• _Written exercise_
Reproduce every line in the listing that contains the word "with".

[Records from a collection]
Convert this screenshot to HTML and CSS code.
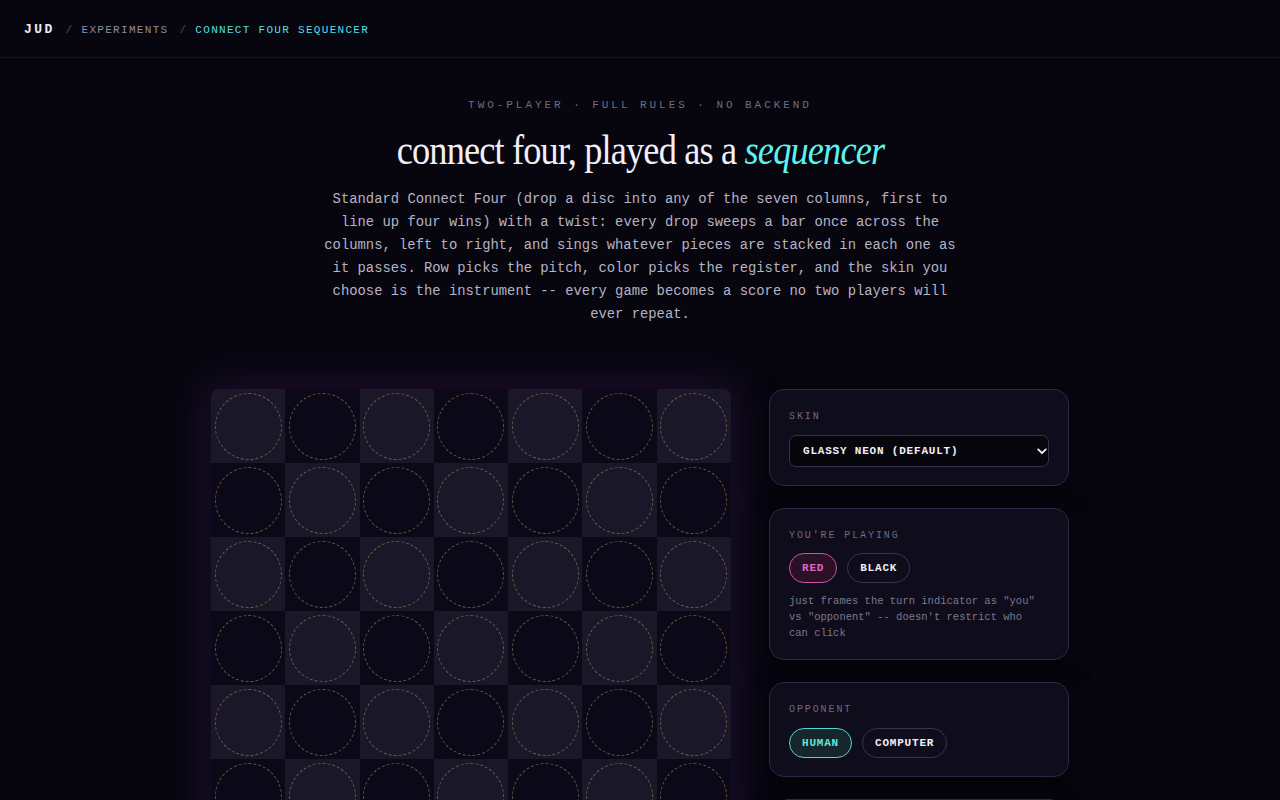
FILE: index.html
```html
<!DOCTYPE html>
<html lang="en">
<head>
<meta charset="utf-8">
<title>Connect Four Sequencer</title>
<link rel="stylesheet" href="styles.css">
</head>
<body>
<header class="topbar">
  <span class="crumb-home">JUD</span>
  <span class="crumb-sep">/</span>
  <span class="crumb">EXPERIMENTS</span>
  <span class="crumb-sep">/</span>
  <span class="crumb-current">CONNECT FOUR SEQUENCER</span>
</header>
<main class="main">
  <section class="hero">
    <p class="eyebrow">TWO-PLAYER · FULL RULES · NO BACKEND</p>
    <h1 class="title"><span class="title-inner">connect four, played as a <em>sequencer</em></span></h1>
    <p class="lede">Standard Connect Four (drop a disc into any of the seven columns, first to line up four wins) with a twist: every drop sweeps a bar once across the columns, left to right, and sings whatever pieces are stacked in each one as it passes. Row picks the pitch, color picks the register, and the skin you choose is the instrument -- every game becomes a score no two players will ever repeat.</p>
  </section>
  <section class="play">
    <div class="board" id="board"></div>
    <aside class="panel">
      <div class="card">
        <div class="label">SKIN</div>
        <div class="select-wrap">
          <select class="select"><option>GLASSY NEON (DEFAULT)</option></select>
          <svg class="chev" width="12" height="8" viewBox="0 0 12 8"><path d="M1.5 1.5 L6 6 L10.5 1.5" fill="none" stroke="#f2f0fa" stroke-width="2.2" stroke-linecap="round" stroke-linejoin="round"/></svg>
        </div>
      </div>
      <div class="card">
        <div class="label">YOU'RE PLAYING</div>
        <div class="pills">
          <button class="pill pill-red">RED</button>
          <button class="pill">BLACK</button>
        </div>
        <p class="help">just frames the turn indicator as "you" vs "opponent" -- doesn't restrict who can click</p>
      </div>
      <div class="card">
        <div class="label">OPPONENT</div>
        <div class="pills pills-lower">
          <button class="pill pill-cyan">HUMAN</button>
          <button class="pill">COMPUTER</button>
        </div>
      </div>
      <div class="card card-next"></div>
    </aside>
  </section>
</main>
<script>
  var b = document.getElementById('board');
  for (var r = 0; r < 6; r++) {
    for (var c = 0; c < 7; c++) {
      var cell = document.createElement('div');
      cell.className = 'cell ' + ((r + c) % 2 === 0 ? 'light' : 'dark');
      var slot = document.createElement('div');
      slot.className = 'slot';
      cell.appendChild(slot);
      b.appendChild(cell);
    }
  }
</script>
</body>
</html>
```
FILE: styles.css
```css
* { box-sizing: border-box; }
html, body { margin: 0; padding: 0; }
body {
  background: #07060f;
  color: #e8e6f2;
  font-family: "Liberation Mono", "DejaVu Sans Mono", monospace;
  overflow: hidden;
}
.topbar {
  height: 58px;
  border-bottom: 1px solid #16141f;
  display: flex;
  align-items: center;
  padding: 2px 24px 0;
  font-size: 11px;
  letter-spacing: 1.3px;
}
.crumb-home {
  font-size: 13px;
  letter-spacing: 2.4px;
  color: #ecebf3;
  font-weight: bold;
}
.crumb-sep { color: #4d4a5c; margin: 0 8px 0 11px; }
.crumb { color: #8f8c9c; }
.crumb-current { color: #54dfe0; }
.main { padding-top: 40px; }
.hero { text-align: center; }
.eyebrow {
  margin: 0;
  font-size: 11px;
  line-height: 14px;
  letter-spacing: 2.95px;
  color: #706c82;
}
.title {
  margin: 13px 0 0;
  font-family: "Liberation Serif", "DejaVu Serif", serif;
  font-weight: normal;
  font-size: 43px;
  line-height: 50px;
  color: #f1eff8;
}
.title-inner {
  display: inline-block;
  letter-spacing: -1px;
  transform: scaleX(0.845);
}
.title em { color: #5ef2ee; font-style: italic; }
.lede {
  margin: 13px auto 0;
  width: 650px;
  font-size: 13.85px;
  line-height: 23px;
  color: #b6b3c3;
}
.play {
  margin: 63px auto 0;
  width: 858px;
  display: grid;
  grid-template-columns: 520px 300px;
  column-gap: 38px;
  align-items: start;
}
.board {
  display: grid;
  grid-template-columns: repeat(7, 1fr);
  grid-auto-rows: 74px;
  border-radius: 8px;
  overflow: hidden;
  box-shadow: 0 0 40px 6px rgba(70, 30, 100, 0.35);
  background: #0b0918;
}
.cell {
  display: flex;
  align-items: center;
  justify-content: center;
}
.cell.light { background: #1a1729; }
.cell.dark { background: #0b0818; }
.slot {
  width: 67px;
  height: 67px;
  border-radius: 50%;
  border: 1px dashed rgba(170, 155, 95, 0.55);
}
.panel {
  display: flex;
  flex-direction: column;
  gap: 22px;
}
.card {
  background: #0f0c1c;
  border: 1px solid #2d2748;
  border-radius: 15px;
  padding: 21px 19px 18px;
  box-shadow: 0 6px 24px rgba(0, 0, 0, 0.5);
}
.card-next {
  height: 40px;
  margin: 0 11px;
  border-radius: 8px;
}
.label {
  font-size: 10px;
  line-height: 12px;
  letter-spacing: 1.9px;
  color: #6f6a80;
}
.select-wrap {
  position: relative;
  margin-top: 12px;
}
.select {
  display: block;
  width: 100%;
  height: 32px;
  appearance: none;
  -webkit-appearance: none;
  background: #07060d;
  border: 1px solid #36304a;
  border-radius: 7px;
  color: #f2f0fa;
  font-family: "Liberation Mono", "DejaVu Sans Mono", monospace;
  font-weight: bold;
  font-size: 11px;
  letter-spacing: 0.8px;
  padding: 0 13px;
}
.chev {
  position: absolute;
  right: 2px;
  top: 13px;
  width: 10px;
  height: 7px;
}
.pills {
  display: flex;
  gap: 10px;
  margin-top: 11px;
}
.pills-lower { margin-top: 12px; }
.pill {
  height: 30px;
  padding: 0 12px;
  border-radius: 15px;
  border: 1px solid #3a3549;
  background: transparent;
  color: #f1eff8;
  font-family: "Liberation Mono", "DejaVu Sans Mono", monospace;
  font-weight: bold;
  font-size: 11px;
  letter-spacing: 0.8px;
}
.pill-red {
  border-color: #d54cae;
  color: #e064c4;
  background: #2a1126;
}
.pill-cyan {
  border-color: #4fd6cf;
  color: #5ee6df;
  background: #17262a;
}
.help {
  margin: 10px 0 0;
  padding-right: 12px;
  font-size: 10.5px;
  line-height: 16px;
  color: #7c788e;
}
```
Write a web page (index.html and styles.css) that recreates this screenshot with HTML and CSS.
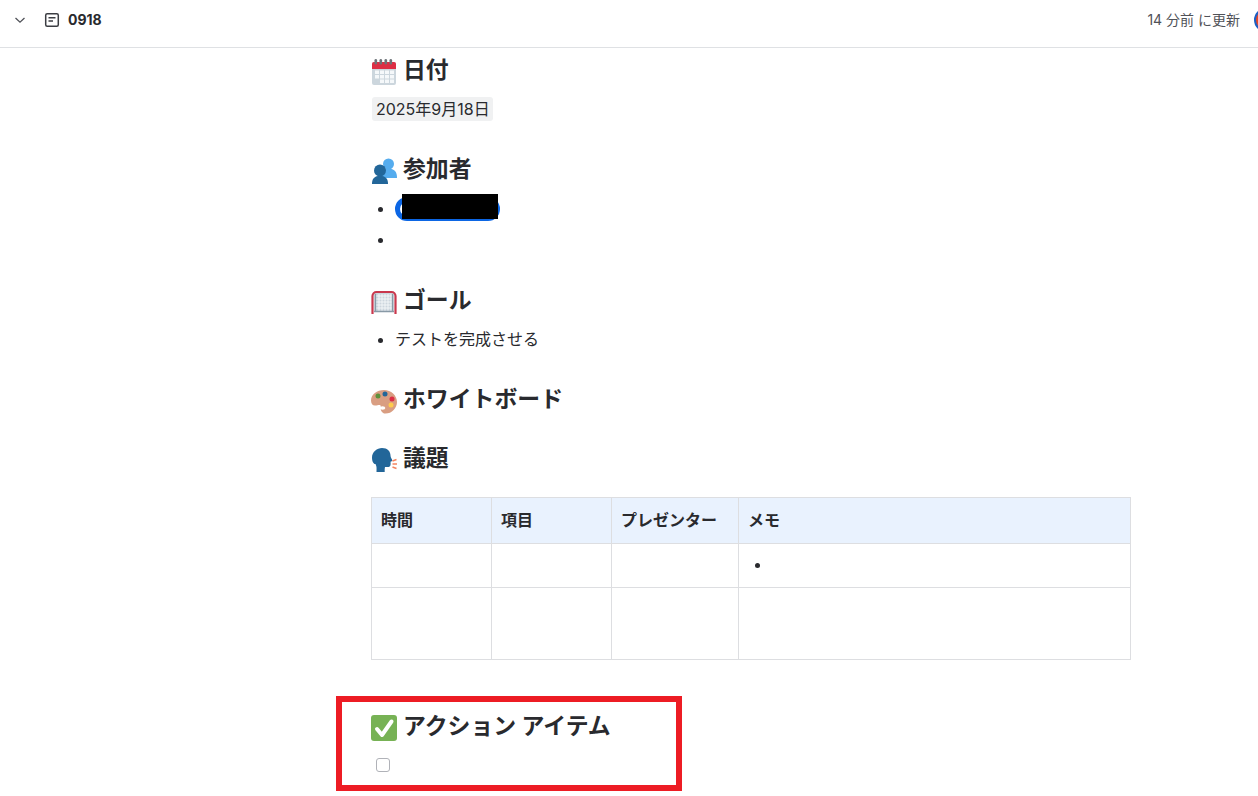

• _Result of this exercise_
    <p class="lede">Standard Connect Four (drop a disc into any of the seven columns, first to line up four wins) with a twist: every drop sweeps a bar once across the columns, left to right, and sings whatever pieces are stacked in each one as it passes. Row picks the pitch, color picks the register, and the skin you choose is the instrument -- every game becomes a score no two players will ever repeat.</p>
Write a web page (index.html and styles.css) that recreates this screenshot with HTML and CSS.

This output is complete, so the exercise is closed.